start Provided records

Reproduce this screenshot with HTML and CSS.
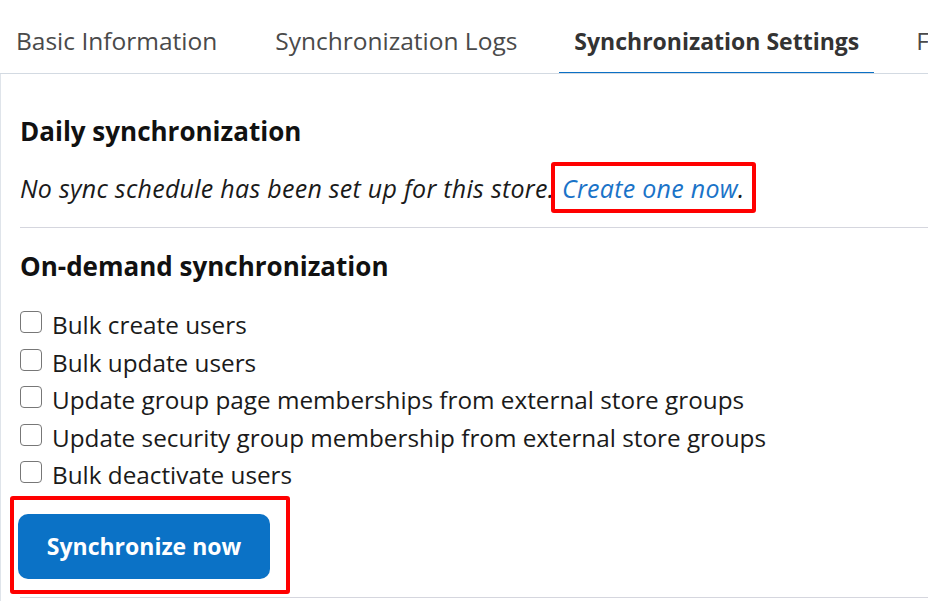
FILE: index.html
```html
<!DOCTYPE html>
<html lang="en">
<head>
<meta charset="utf-8">
<title>Synchronization Settings</title>
<link rel="stylesheet" href="styles.css">
</head>
<body>
<nav class="tabs">
  <a class="tab">Basic Information</a>
  <a class="tab">Synchronization Logs</a>
  <a class="tab active">Synchronization Settings</a>
  <a class="tab">Fields</a>
</nav>
<main class="panel">
  <section class="section daily">
    <h2 class="heading">Daily synchronization</h2>
    <p class="note">No sync schedule has been set up for this store. <span class="mark mark-link"><a class="link">Create one now</a>.</span></p>
  </section>
  <section class="section ondemand">
    <h2 class="heading">On-demand synchronization</h2>
    <ul class="checks">
      <li class="check"><input type="checkbox" class="box"><span>Bulk create users</span></li>
      <li class="check"><input type="checkbox" class="box"><span>Bulk update users</span></li>
      <li class="check"><input type="checkbox" class="box"><span>Update group page memberships from external store groups</span></li>
      <li class="check"><input type="checkbox" class="box"><span>Update security group membership from external store groups</span></li>
      <li class="check"><input type="checkbox" class="box"><span>Bulk deactivate users</span></li>
    </ul>
    <div class="mark mark-button">
      <button class="btn">Synchronize now</button>
    </div>
  </section>
</main>
</body>
</html>
```
FILE: styles.css
```css
html, body {
  margin: 0;
  padding: 0;
  background: #ffffff;
  overflow: hidden;
}
body {
  font-family: "Open Sans", "Noto Sans", sans-serif;
  color: #111;
  width: 928px;
  height: 601px;
}
.tabs {
  display: flex;
  white-space: nowrap;
  overflow: hidden;
  border-bottom: 1px solid #d3dae2;
  height: 73px;
}
.tab {
  display: block;
  flex: none;
  padding: 26px 16px 16px;
  margin-right: 26px;
  margin-bottom: -2px;
  font-size: 24.5px;
  line-height: 30px;
  color: #4a4a4a;
  border-bottom: 3px solid transparent;
  cursor: pointer;
}
.tab.active {
  padding-left: 15px;
  padding-right: 15px;
  font-size: 23px;
  font-weight: 700;
  color: #333;
  border-bottom-color: #0b70c5;
}
.panel {
  border-left: 1px solid #dfe4ea;
  padding-left: 19px;
  height: 527px;
}
.section {
  border-bottom: 1px solid #d5d6de;
}
.daily {
  padding-top: 40px;
  padding-bottom: 24px;
}
.ondemand {
  padding-top: 21px;
  padding-bottom: 3px;
}
.heading {
  margin: 0;
  font-size: 26px;
  line-height: 34px;
  font-weight: 700;
  color: #111;
}
.note {
  margin: 25px 0 0;
  font-size: 25px;
  line-height: 30px;
  letter-spacing: 0.27px;
  font-style: italic;
  color: #1a1a1a;
}
.link {
  color: #1a73c8;
  cursor: pointer;
}
.mark {
  border: 4px solid #ff0000;
  border-radius: 3px;
}
.mark-link {
  display: inline-block;
  padding: 7px 8px 6px 7px;
  margin: -11px -12px -10px -10px;
  line-height: 30px;
}
.checks {
  list-style: none;
  margin: 23px 0 0;
  padding: 0;
}
.check {
  display: flex;
  align-items: baseline;
  font-size: 24.3px;
  line-height: 37.6px;
  color: #1a1a1a;
}
.box {
  appearance: none;
  -webkit-appearance: none;
  flex: none;
  width: 22px;
  height: 22px;
  margin: 0 10px 0 0;
  border: 1.5px solid #777;
  border-radius: 4px;
  background: #fff;
  position: relative;
  top: -1px;
}
.mark-button {
  width: 280px;
  box-sizing: border-box;
  margin: 2px 0 0 -10px;
  padding: 14px 16px 11px 4px;
}
.btn {
  display: block;
  width: 252px;
  height: 65px;
  padding: 0;
  border: 0;
  border-radius: 10px;
  background: #0b72c6;
  color: #fff;
  font-family: "Open Sans", "Noto Sans", sans-serif;
  font-size: 23px;
  font-weight: 700;
  cursor: pointer;
}
```
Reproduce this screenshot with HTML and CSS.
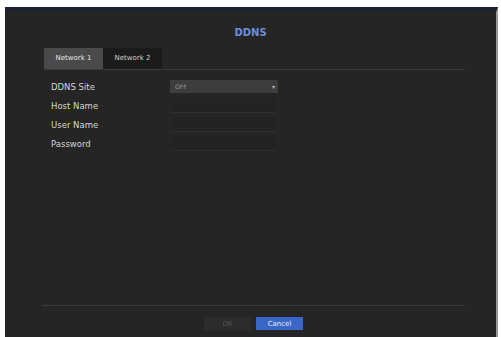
FILE: index.html
```html
<!DOCTYPE html>
<html lang="en">
<head>
    <meta charset="UTF-8">
    <title>DDNS</title>
    <link rel="stylesheet" href="styles.css">
</head>
<body>
    <div class="dialog">
        <div class="title">DDNS</div>
        <div class="tabs">
            <div class="tab active">Network 1</div>
            <div class="tab">Network 2</div>
        </div>
        <div class="form">
            <div class="row">
                <span class="label">DDNS Site</span>
                <div class="select">OFF<span class="arrow">&#9662;</span></div>
            </div>
            <div class="row">
                <span class="label">Host Name</span>
                <div class="field"></div>
            </div>
            <div class="row">
                <span class="label">User Name</span>
                <div class="field"></div>
            </div>
            <div class="row">
                <span class="label">Password</span>
                <div class="field"></div>
            </div>
        </div>
        <div class="footer">
            <button class="btn ok">OK</button>
            <button class="btn cancel">Cancel</button>
        </div>
    </div>
</body>
</html>
```

FILE: styles.css
```css
body {
    margin: 0;
    background: #fff;
    font-family: "DejaVu Sans", sans-serif;
}

.dialog {
    margin: 7px 3px 0 5px;
    height: 330px;
    background: #252525;
    border-top: 5px solid #1c2230;
    border-right: 2px solid #9a9a9a;
    display: flex;
    flex-direction: column;
    box-sizing: border-box;
}

.title {
    text-align: center;
    color: #6e8fd6;
    font-size: 10px;
    font-weight: bold;
    padding-top: 15px;
    height: 21px;
}

.tabs {
    display: flex;
    margin: 0 31px 0 39px;
    border-bottom: 1px solid #3a3a3a;
}

.tab {
    width: 59px;
    height: 21px;
    line-height: 21px;
    text-align: center;
    font-size: 7px;
    color: #cfcfcf;
    background: #1b1b1b;
}

.tab.active {
    background: #4a4a4a;
    color: #e6e6e6;
}

.form {
    margin: 7px 0 0 46px;
    flex: 1;
}

.row {
    display: flex;
    align-items: center;
    height: 19px;
}

.label {
    width: 119px;
    font-size: 8.5px;
    color: #d4d4d4;
}

.select {
    width: 108px;
    height: 13px;
    line-height: 13px;
    background: #3d3d3d;
    color: #9a9a9a;
    font-size: 6px;
    padding-left: 5px;
    box-sizing: border-box;
    display: flex;
    justify-content: space-between;
}

.arrow {
    width: 9px;
    text-align: center;
    color: #bbb;
    font-size: 6px;
}

.field {
    width: 106px;
    height: 15px;
    background: #232323;
    border-bottom: 1px solid #2e2e2e;
    box-sizing: border-box;
}

.footer {
    margin: 0 31px 0 37px;
    border-top: 1px solid #3a3a3a;
    height: 32px;
    display: flex;
    justify-content: center;
    align-items: flex-start;
    padding-top: 11px;
    box-sizing: border-box;
    gap: 5px;
}

.btn {
    width: 47px;
    height: 13px;
    border: none;
    font-family: "DejaVu Sans", sans-serif;
    font-size: 7px;
    padding: 0;
}

.ok {
    background: #2c2c2c;
    color: #555;
}

.cancel {
    background: #3a66c8;
    color: #e8ecf8;
}
```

end Provided records

## Exercise task
Excluding the pictures, reproduce every entry exactly as given.

## Written response
Reproduce this screenshot with HTML and CSS.
FILE: index.html
```html
<!DOCTYPE html>
<html lang="en">
<head>
<meta charset="utf-8">
<title>Synchronization Settings</title>
<link rel="stylesheet" href="styles.css">
</head>
<body>
<nav class="tabs">
  <a class="tab">Basic Information</a>
  <a class="tab">Synchronization Logs</a>
  <a class="tab active">Synchronization Settings</a>
  <a class="tab">Fields</a>
</nav>
<main class="panel">
  <section class="section daily">
    <h2 class="heading">Daily synchronization</h2>
    <p class="note">No sync schedule has been set up for this store. <span class="mark mark-link"><a class="link">Create one now</a>.</span></p>
  </section>
  <section class="section ondemand">
    <h2 class="heading">On-demand synchronization</h2>
    <ul class="checks">
      <li class="check"><input type="checkbox" class="box"><span>Bulk create users</span></li>
      <li class="check"><input type="checkbox" class="box"><span>Bulk update users</span></li>
      <li class="check"><input type="checkbox" class="box"><span>Update group page memberships from external store groups</span></li>
      <li class="check"><input type="checkbox" class="box"><span>Update security group membership from external store groups</span></li>
      <li class="check"><input type="checkbox" class="box"><span>Bulk deactivate users</span></li>
    </ul>
    <div class="mark mark-button">
      <button class="btn">Synchronize now</button>
    </div>
  </section>
</main>
</body>
</html>
```
FILE: styles.css
```css
html, body {
  margin: 0;
  padding: 0;
  background: #ffffff;
  overflow: hidden;
}
body {
  font-family: "Open Sans", "Noto Sans", sans-serif;
  color: #111;
  width: 928px;
  height: 601px;
}
.tabs {
  display: flex;
  white-space: nowrap;
  overflow: hidden;
  border-bottom: 1px solid #d3dae2;
  height: 73px;
}
.tab {
  display: block;
  flex: none;
  padding: 26px 16px 16px;
  margin-right: 26px;
  margin-bottom: -2px;
  font-size: 24.5px;
  line-height: 30px;
  color: #4a4a4a;
  border-bottom: 3px solid transparent;
  cursor: pointer;
}
.tab.active {
  padding-left: 15px;
  padding-right: 15px;
  font-size: 23px;
  font-weight: 700;
  color: #333;
  border-bottom-color: #0b70c5;
}
.panel {
  border-left: 1px solid #dfe4ea;
  padding-left: 19px;
  height: 527px;
}
.section {
  border-bottom: 1px solid #d5d6de;
}
.daily {
  padding-top: 40px;
  padding-bottom: 24px;
}
.ondemand {
  padding-top: 21px;
  padding-bottom: 3px;
}
.heading {
  margin: 0;
  font-size: 26px;
  line-height: 34px;
  font-weight: 700;
  color: #111;
}
.note {
  margin: 25px 0 0;
  font-size: 25px;
  line-height: 30px;
  letter-spacing: 0.27px;
  font-style: italic;
  color: #1a1a1a;
}
.link {
  color: #1a73c8;
  cursor: pointer;
}
.mark {
  border: 4px solid #ff0000;
  border-radius: 3px;
}
.mark-link {
  display: inline-block;
  padding: 7px 8px 6px 7px;
  margin: -11px -12px -10px -10px;
  line-height: 30px;
}
.checks {
  list-style: none;
  margin: 23px 0 0;
  padding: 0;
}
.check {
  display: flex;
  align-items: baseline;
  font-size: 24.3px;
  line-height: 37.6px;
  color: #1a1a1a;
}
.box {
  appearance: none;
  -webkit-appearance: none;
  flex: none;
  width: 22px;
  height: 22px;
  margin: 0 10px 0 0;
  border: 1.5px solid #777;
  border-radius: 4px;
  background: #fff;
  position: relative;
  top: -1px;
}
.mark-button {
  width: 280px;
  box-sizing: border-box;
  margin: 2px 0 0 -10px;
  padding: 14px 16px 11px 4px;
}
.btn {
  display: block;
  width: 252px;
  height: 65px;
  padding: 0;
  border: 0;
  border-radius: 10px;
  background: #0b72c6;
  color: #fff;
  font-family: "Open Sans", "Noto Sans", sans-serif;
  font-size: 23px;
  font-weight: 700;
  cursor: pointer;
}
```
Reproduce this screenshot with HTML and CSS.
FILE: index.html
```html
<!DOCTYPE html>
<html lang="en">
<head>
    <meta charset="UTF-8">
    <title>DDNS</title>
    <link rel="stylesheet" href="styles.css">
</head>
<body>
    <div class="dialog">
        <div class="title">DDNS</div>
        <div class="tabs">
            <div class="tab active">Network 1</div>
            <div class="tab">Network 2</div>
        </div>
        <div class="form">
            <div class="row">
                <span class="label">DDNS Site</span>
                <div class="select">OFF<span class="arrow">&#9662;</span></div>
            </div>
            <div class="row">
                <span class="label">Host Name</span>
                <div class="field"></div>
            </div>
            <div class="row">
                <span class="label">User Name</span>
                <div class="field"></div>
            </div>
            <div class="row">
                <span class="label">Password</span>
                <div class="field"></div>
            </div>
        </div>
        <div class="footer">
            <button class="btn ok">OK</button>
            <button class="btn cancel">Cancel</button>
        </div>
    </div>
</body>
</html>
```

FILE: styles.css
```css
body {
    margin: 0;
    background: #fff;
    font-family: "DejaVu Sans", sans-serif;
}

.dialog {
    margin: 7px 3px 0 5px;
    height: 330px;
    background: #252525;
    border-top: 5px solid #1c2230;
    border-right: 2px solid #9a9a9a;
    display: flex;
    flex-direction: column;
    box-sizing: border-box;
}

.title {
    text-align: center;
    color: #6e8fd6;
    font-size: 10px;
    font-weight: bold;
    padding-top: 15px;
    height: 21px;
}

.tabs {
    display: flex;
    margin: 0 31px 0 39px;
    border-bottom: 1px solid #3a3a3a;
}

.tab {
    width: 59px;
    height: 21px;
    line-height: 21px;
    text-align: center;
    font-size: 7px;
    color: #cfcfcf;
    background: #1b1b1b;
}

.tab.active {
    background: #4a4a4a;
    color: #e6e6e6;
}

.form {
    margin: 7px 0 0 46px;
    flex: 1;
}

.row {
    display: flex;
    align-items: center;
    height: 19px;
}

.label {
    width: 119px;
    font-size: 8.5px;
    color: #d4d4d4;
}

.select {
    width: 108px;
    height: 13px;
    line-height: 13px;
    background: #3d3d3d;
    color: #9a9a9a;
    font-size: 6px;
    padding-left: 5px;
    box-sizing: border-box;
    display: flex;
    justify-content: space-between;
}

.arrow {
    width: 9px;
    text-align: center;
    color: #bbb;
    font-size: 6px;
}

.field {
    width: 106px;
    height: 15px;
    background: #232323;
    border-bottom: 1px solid #2e2e2e;
    box-sizing: border-box;
}

.footer {
    margin: 0 31px 0 37px;
    border-top: 1px solid #3a3a3a;
    height: 32px;
    display: flex;
    justify-content: center;
    align-items: flex-start;
    padding-top: 11px;
    box-sizing: border-box;
    gap: 5px;
}

.btn {
    width: 47px;
    height: 13px;
    border: none;
    font-family: "DejaVu Sans", sans-serif;
    font-size: 7px;
    padding: 0;
}

.ok {
    background: #2c2c2c;
    color: #555;
}

.cancel {
    background: #3a66c8;
    color: #e8ecf8;
}
```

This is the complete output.